A form letter would have been nice, but he answered my questions. He responded to the things I said. It wasn’t long, but it was personal. I must have expressed my appreciation for Mostly Harmless to him, because in his letter he said, “Mostly Harmless is your favorite? I think you’re out on a limb there!”

Yes, I can confirm that I enjoyed the book more than its author did.

It’s important to remember what I was like back then, too. I was a kid. I didn’t read much. I wasn’t well-spoken. My handwriting was terrible, and I am one thousand percent sure I had nothing interesting to say or to share with him. Of all the things in the world that he could have spent his time reading, he chose to read my letter. Because he appreciated it. And then he actually took more time out of his day to write back.
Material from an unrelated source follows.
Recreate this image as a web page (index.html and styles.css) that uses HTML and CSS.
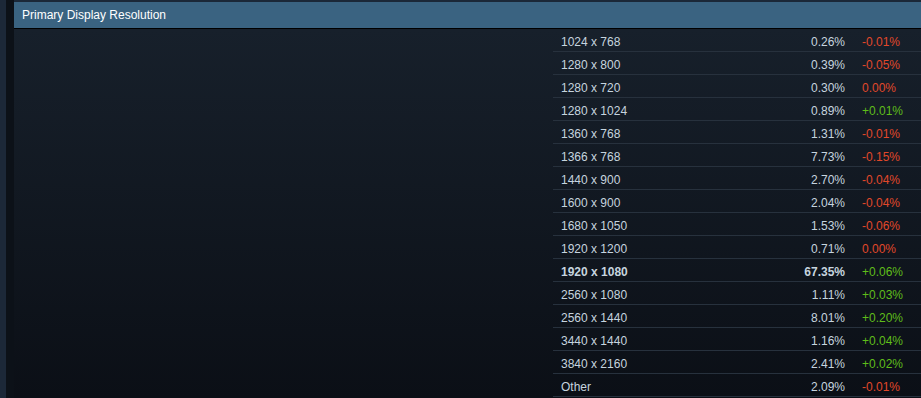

To this day, I remember what it felt like to get his letter. I remember I felt like the most important, fortunate guy in the world. I’m sure that’s why he took the time to reply.

In the years since, people have told me that that’s just who he was. He’d get fanmail, and he’d sit and read every piece, and respond to them, taking as much time as it took. He must have made a lot of people feel like the most important, fortunate people in the world.

That’s the definition of a hero.

He died in 2001. He wasn’t even 50. The world lost a beloved man who seemed to love all of his fans just as much in return.

His letter changed me. As a person, and as a writer.

I’m nowhere near as famous as Douglas Adams was. I wouldn’t dare say I’m anywhere near as talented, either.

But I get fanmail, too. And comments. And Facebook requests from people who read something I wrote on some site at some point and want to connect, for whatever reason.

I make it a point to be gracious. To let them know I appreciate everything they took the time to say. (And I really do.) To thank them for reading, because I know that reading anything I write is an investment of time on their part, and I want to be respectful of that.

I’m not Douglas Adams. I very likely never will be.

But if I can make anybody in this difficult world feel even a little better when they hear back from me…I’m going to do it.